Your task -
Return each line containing "Write".

Source records -
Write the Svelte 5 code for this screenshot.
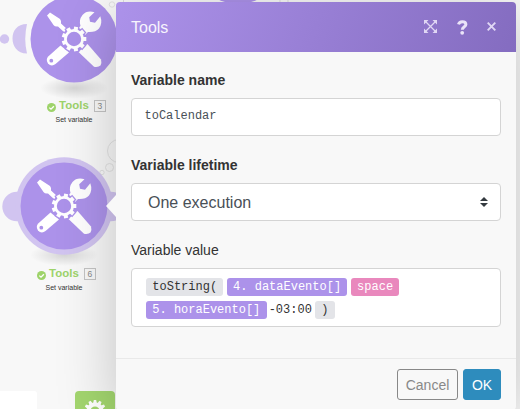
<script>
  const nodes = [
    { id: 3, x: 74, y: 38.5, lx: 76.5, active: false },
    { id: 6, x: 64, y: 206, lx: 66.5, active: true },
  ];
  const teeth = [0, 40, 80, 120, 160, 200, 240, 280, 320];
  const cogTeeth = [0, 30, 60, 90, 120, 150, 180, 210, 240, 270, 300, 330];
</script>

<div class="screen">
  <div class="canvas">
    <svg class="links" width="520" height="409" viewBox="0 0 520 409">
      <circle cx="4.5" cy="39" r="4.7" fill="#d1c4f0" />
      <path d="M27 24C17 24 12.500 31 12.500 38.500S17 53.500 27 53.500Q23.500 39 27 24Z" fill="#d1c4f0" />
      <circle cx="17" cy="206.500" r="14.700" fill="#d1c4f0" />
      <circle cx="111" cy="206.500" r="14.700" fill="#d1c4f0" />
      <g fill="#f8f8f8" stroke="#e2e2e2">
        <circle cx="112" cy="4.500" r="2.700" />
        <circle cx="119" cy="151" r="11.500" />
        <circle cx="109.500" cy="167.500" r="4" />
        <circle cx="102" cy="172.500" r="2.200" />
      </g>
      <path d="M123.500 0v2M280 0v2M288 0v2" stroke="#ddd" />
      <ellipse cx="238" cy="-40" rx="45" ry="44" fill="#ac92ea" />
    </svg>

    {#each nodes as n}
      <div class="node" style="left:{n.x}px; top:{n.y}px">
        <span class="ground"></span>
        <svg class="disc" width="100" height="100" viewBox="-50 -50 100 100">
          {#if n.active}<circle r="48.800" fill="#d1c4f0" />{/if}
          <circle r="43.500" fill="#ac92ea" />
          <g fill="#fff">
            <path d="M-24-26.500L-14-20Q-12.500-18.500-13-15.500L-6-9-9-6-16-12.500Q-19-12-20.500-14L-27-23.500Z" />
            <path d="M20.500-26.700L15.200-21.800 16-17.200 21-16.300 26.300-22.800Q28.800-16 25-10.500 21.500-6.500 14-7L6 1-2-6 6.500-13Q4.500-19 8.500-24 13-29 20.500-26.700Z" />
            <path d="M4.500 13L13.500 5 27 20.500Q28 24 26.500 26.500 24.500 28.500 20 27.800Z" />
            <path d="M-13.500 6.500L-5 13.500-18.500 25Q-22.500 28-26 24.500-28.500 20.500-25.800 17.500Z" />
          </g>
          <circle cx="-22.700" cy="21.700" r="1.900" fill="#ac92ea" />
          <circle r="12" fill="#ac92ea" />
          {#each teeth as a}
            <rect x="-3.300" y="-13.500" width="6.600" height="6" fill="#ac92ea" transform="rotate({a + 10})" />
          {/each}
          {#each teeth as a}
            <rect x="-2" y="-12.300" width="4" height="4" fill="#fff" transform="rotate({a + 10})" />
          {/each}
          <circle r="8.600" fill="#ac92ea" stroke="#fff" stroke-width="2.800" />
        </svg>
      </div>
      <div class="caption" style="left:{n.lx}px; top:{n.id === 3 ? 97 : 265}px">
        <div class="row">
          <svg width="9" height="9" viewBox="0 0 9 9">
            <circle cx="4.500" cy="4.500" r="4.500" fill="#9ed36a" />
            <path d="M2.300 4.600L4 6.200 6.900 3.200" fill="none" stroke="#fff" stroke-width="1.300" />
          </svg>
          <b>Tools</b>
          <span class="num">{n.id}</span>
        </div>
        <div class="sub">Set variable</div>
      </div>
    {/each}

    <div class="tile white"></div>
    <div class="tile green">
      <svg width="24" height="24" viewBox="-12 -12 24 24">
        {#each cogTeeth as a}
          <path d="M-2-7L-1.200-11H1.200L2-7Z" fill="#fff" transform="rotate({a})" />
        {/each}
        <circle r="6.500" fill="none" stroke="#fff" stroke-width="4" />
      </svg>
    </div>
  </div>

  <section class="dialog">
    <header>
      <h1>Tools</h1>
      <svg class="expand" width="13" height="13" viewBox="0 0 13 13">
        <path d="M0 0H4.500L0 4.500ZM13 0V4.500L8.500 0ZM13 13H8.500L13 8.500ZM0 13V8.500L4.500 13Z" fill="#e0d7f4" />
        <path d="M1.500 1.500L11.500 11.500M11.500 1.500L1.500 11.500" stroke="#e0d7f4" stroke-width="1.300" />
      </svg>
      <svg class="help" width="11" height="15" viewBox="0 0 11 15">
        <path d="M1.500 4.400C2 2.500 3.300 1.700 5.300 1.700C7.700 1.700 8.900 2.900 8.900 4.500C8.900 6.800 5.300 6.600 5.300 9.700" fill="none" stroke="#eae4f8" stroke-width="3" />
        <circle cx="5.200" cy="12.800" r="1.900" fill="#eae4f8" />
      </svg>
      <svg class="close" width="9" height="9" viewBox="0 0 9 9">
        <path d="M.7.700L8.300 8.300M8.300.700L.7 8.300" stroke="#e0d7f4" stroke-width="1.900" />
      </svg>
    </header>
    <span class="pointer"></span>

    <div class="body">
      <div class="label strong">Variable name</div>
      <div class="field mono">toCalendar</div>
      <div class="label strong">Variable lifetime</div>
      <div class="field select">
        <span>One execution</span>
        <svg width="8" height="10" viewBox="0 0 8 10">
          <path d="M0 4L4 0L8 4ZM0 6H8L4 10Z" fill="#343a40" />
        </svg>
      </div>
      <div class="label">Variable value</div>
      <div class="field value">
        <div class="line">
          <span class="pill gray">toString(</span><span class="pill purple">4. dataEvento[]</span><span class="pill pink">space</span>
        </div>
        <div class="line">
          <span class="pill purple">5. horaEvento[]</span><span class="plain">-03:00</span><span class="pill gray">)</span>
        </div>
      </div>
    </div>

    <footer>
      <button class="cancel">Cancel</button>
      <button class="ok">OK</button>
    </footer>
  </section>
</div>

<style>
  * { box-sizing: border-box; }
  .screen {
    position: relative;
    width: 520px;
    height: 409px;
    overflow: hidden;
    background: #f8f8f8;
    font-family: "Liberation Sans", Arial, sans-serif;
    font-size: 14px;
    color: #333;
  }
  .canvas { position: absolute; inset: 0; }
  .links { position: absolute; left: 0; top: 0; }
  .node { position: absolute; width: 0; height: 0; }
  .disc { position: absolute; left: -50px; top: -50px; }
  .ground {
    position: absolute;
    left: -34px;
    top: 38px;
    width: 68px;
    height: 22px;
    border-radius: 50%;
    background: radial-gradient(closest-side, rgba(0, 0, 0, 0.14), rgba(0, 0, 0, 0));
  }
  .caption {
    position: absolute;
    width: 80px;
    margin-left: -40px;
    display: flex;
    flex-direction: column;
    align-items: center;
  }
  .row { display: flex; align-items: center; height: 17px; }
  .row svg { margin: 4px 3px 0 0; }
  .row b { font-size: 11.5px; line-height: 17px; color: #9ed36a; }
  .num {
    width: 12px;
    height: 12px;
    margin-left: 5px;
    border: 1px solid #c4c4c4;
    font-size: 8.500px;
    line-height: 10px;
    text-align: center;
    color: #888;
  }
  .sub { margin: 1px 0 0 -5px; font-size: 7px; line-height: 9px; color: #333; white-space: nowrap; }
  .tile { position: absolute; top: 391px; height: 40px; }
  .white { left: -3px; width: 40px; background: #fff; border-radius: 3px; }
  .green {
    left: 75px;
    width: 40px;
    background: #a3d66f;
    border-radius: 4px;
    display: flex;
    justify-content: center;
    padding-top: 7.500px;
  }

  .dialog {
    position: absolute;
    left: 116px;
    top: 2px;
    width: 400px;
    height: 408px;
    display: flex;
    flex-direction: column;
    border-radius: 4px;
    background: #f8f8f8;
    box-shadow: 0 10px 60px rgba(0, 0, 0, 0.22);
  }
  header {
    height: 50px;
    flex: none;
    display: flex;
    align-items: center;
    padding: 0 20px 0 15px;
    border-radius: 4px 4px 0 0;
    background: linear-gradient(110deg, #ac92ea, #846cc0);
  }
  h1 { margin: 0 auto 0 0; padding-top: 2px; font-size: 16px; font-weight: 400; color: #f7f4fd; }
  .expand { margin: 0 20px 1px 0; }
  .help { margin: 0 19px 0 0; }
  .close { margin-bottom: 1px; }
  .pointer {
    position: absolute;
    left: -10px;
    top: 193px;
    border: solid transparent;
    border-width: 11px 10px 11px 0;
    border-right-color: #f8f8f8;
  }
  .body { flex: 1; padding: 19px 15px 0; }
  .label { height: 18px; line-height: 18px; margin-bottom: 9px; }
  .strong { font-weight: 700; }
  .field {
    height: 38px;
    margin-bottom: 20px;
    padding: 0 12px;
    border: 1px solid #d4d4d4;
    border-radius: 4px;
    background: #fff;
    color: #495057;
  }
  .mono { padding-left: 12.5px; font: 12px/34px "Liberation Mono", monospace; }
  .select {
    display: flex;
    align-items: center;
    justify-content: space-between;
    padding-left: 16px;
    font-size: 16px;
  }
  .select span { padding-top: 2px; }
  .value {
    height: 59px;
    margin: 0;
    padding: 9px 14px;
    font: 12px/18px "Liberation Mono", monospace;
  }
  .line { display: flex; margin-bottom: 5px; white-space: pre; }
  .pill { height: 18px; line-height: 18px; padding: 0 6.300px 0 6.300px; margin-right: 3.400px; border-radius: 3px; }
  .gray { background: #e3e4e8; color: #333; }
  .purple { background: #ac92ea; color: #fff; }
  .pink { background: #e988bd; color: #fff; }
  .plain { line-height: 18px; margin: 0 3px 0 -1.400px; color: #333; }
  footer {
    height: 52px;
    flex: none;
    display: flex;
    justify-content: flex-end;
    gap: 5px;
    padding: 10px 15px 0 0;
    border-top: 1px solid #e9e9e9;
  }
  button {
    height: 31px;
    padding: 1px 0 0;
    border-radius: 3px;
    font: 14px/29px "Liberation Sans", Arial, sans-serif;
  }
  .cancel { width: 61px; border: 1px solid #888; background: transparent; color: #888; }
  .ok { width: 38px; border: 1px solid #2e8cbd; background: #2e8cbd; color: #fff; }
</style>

...

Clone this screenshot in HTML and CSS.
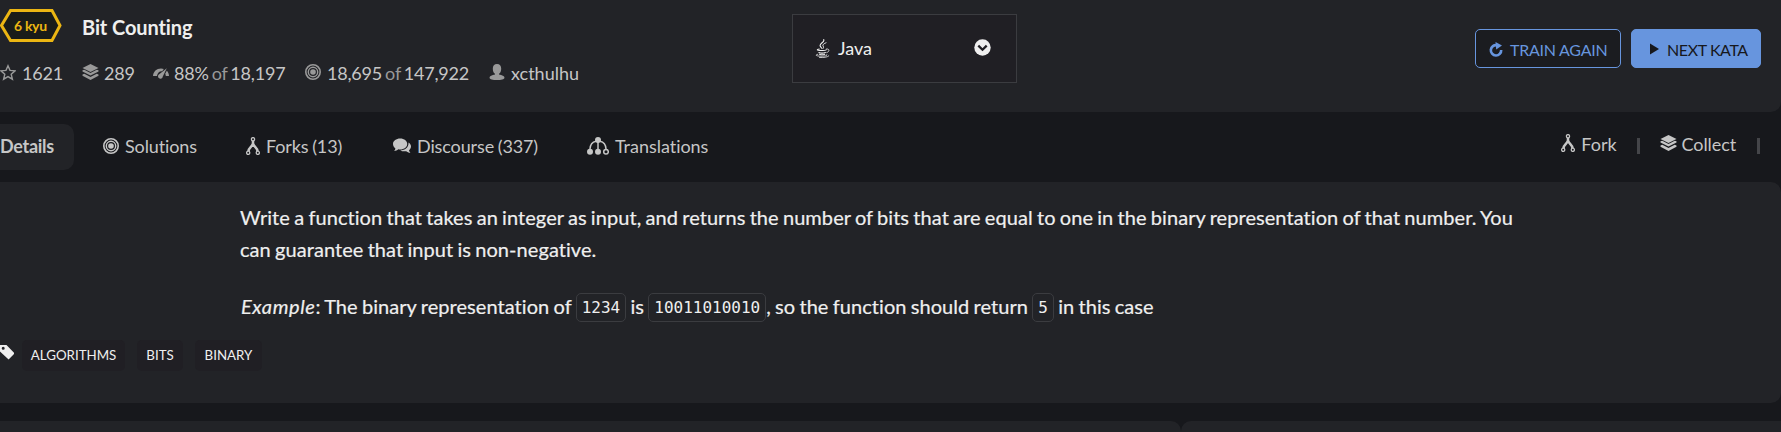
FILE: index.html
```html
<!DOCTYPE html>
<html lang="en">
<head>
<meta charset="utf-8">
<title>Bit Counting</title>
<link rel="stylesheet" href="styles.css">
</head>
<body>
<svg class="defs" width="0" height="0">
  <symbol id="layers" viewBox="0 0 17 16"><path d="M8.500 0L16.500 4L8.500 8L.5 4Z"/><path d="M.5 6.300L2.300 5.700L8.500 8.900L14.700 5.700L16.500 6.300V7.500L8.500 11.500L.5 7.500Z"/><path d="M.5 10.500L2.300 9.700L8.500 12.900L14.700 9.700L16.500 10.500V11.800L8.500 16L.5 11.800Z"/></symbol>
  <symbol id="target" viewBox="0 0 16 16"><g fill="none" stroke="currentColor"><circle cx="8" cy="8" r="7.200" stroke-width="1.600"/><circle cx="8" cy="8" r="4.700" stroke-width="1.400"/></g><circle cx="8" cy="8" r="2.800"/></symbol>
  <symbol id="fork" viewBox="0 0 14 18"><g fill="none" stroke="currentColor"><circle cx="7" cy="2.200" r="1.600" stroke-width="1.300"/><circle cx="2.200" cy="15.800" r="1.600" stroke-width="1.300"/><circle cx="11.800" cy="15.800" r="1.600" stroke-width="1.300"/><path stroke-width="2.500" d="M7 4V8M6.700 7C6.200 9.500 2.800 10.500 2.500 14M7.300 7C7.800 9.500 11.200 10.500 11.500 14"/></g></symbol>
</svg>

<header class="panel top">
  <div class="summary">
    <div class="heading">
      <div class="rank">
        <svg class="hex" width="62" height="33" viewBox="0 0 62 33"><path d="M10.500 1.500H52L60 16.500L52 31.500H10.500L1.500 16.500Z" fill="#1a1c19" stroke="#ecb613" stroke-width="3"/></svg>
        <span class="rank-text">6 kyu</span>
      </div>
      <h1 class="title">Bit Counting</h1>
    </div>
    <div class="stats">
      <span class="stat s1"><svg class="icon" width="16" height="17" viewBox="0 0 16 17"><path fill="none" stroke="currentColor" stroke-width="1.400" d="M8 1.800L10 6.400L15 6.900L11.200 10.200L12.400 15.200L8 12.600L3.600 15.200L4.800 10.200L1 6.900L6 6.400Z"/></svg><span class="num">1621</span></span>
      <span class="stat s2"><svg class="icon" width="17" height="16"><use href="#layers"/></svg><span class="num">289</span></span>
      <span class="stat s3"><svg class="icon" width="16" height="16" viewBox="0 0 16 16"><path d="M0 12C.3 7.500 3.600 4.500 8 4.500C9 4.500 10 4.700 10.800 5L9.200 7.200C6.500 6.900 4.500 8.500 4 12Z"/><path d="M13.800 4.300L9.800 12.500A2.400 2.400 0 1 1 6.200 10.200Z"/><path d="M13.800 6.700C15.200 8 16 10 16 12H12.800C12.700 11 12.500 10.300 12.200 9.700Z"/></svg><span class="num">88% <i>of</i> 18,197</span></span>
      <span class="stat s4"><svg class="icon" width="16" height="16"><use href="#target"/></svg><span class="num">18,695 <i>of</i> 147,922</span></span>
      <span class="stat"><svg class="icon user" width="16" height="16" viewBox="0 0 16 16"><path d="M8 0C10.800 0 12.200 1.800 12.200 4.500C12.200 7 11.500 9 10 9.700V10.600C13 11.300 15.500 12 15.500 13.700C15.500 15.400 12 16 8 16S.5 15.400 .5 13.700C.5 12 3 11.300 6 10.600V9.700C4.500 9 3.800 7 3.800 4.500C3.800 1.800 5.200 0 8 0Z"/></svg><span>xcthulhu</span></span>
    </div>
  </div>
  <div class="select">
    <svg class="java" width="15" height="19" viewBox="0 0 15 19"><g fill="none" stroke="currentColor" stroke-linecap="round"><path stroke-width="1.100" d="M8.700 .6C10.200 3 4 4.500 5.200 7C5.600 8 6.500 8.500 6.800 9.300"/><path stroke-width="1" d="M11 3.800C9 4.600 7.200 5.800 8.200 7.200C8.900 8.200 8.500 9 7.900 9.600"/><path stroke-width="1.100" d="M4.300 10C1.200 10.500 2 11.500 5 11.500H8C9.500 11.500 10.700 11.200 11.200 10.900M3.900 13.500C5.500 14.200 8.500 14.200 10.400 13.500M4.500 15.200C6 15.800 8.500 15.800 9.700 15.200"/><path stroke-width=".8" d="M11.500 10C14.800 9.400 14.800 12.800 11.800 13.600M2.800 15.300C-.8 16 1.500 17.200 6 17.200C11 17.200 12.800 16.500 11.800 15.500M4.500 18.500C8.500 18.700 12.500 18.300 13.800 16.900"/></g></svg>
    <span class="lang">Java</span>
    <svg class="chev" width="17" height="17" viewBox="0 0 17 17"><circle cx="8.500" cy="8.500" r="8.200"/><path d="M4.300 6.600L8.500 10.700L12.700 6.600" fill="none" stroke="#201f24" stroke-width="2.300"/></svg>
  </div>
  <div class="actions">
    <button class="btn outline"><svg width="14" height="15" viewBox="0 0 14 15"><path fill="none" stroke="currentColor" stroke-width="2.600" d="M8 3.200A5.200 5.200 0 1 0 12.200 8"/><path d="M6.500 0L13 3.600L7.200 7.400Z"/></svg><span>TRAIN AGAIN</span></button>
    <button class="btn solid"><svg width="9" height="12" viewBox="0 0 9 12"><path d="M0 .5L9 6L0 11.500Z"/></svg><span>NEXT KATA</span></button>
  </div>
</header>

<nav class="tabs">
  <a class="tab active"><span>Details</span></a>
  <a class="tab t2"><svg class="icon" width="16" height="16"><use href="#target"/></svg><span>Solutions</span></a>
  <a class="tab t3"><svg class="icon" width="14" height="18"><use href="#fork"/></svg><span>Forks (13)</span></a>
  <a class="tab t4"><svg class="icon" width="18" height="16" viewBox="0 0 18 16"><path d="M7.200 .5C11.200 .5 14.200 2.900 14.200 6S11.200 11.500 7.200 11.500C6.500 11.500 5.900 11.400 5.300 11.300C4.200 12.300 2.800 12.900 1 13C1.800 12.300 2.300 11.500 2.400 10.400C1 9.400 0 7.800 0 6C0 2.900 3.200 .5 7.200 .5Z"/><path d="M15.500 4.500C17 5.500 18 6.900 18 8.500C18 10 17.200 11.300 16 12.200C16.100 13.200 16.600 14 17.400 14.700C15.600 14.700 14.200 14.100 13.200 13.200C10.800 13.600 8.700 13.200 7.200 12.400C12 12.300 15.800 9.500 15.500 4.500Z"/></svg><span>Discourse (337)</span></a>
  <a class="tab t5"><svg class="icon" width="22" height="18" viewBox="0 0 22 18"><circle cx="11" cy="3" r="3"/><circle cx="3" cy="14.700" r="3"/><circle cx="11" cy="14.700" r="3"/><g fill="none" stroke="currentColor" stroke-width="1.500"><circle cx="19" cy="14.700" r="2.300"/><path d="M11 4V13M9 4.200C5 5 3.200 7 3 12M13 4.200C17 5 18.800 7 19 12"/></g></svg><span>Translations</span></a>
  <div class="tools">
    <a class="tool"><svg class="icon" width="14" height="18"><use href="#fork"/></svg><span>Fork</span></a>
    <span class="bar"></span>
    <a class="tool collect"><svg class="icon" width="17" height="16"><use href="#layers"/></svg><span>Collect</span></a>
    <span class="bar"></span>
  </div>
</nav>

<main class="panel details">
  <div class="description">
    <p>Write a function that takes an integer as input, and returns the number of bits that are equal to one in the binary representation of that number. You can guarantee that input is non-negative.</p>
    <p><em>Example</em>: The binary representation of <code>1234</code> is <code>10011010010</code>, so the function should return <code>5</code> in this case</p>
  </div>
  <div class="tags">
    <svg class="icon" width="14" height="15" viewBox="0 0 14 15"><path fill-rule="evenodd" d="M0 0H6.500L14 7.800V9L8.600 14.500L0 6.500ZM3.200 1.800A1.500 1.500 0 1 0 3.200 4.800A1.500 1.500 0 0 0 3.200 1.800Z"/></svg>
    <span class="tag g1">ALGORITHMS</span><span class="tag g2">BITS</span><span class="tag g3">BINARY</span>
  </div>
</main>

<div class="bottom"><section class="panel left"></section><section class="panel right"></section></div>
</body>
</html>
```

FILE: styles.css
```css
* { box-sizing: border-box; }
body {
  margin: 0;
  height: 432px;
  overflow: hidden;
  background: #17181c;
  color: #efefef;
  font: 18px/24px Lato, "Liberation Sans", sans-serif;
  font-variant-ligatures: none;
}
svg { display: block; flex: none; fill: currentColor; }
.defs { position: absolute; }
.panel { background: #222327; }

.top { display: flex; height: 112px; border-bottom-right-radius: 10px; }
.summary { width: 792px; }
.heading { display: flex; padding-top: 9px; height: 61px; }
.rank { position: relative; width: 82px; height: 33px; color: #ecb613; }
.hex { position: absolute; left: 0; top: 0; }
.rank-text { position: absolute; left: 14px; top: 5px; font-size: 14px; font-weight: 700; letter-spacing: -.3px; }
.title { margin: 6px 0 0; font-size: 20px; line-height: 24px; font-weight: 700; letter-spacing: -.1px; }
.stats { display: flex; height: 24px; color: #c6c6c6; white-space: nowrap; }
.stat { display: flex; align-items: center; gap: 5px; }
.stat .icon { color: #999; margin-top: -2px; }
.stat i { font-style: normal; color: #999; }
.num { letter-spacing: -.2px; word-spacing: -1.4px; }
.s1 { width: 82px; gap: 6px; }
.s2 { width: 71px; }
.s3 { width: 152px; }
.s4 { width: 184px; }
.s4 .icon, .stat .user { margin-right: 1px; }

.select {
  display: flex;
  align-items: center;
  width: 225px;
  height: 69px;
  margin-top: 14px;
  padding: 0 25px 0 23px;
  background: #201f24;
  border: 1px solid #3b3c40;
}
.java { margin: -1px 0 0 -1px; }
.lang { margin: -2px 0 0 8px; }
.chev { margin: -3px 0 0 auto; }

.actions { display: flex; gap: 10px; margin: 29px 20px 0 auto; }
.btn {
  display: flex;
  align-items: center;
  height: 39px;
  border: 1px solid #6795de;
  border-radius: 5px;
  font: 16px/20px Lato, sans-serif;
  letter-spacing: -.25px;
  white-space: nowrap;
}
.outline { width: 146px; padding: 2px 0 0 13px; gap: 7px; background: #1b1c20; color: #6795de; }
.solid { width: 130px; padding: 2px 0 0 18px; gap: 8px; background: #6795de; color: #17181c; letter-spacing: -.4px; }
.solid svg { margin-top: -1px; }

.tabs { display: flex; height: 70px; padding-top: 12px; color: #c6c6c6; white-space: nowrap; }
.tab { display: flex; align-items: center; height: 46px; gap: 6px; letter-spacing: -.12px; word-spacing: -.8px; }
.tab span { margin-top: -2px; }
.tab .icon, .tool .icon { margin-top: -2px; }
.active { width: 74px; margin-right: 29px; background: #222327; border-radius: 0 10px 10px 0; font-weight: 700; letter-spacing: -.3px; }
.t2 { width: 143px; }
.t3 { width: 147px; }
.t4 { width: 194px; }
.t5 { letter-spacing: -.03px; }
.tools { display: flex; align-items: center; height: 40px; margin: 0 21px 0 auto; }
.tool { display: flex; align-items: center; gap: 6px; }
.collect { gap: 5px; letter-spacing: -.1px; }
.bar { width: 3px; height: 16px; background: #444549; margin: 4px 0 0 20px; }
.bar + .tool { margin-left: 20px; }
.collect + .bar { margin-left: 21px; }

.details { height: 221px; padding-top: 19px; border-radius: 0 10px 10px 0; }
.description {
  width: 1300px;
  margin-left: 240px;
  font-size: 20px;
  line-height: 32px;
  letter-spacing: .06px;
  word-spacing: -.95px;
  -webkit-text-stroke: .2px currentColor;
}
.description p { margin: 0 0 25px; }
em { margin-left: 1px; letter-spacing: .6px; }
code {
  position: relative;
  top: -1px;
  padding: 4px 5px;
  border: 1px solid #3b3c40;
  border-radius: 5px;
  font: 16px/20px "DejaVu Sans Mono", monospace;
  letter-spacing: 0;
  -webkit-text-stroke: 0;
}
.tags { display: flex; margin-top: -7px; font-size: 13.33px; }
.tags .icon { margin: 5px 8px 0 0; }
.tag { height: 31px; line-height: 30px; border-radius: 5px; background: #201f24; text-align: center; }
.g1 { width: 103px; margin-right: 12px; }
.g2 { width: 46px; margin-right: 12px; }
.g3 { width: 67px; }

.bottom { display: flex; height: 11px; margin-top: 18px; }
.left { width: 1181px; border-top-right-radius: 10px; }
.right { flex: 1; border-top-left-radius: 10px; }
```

Finished exercise -
Write the Svelte 5 code for this screenshot.
    <p>Write a function that takes an integer as input, and returns the number of bits that are equal to one in the binary representation of that number. You can guarantee that input is non-negative.</p>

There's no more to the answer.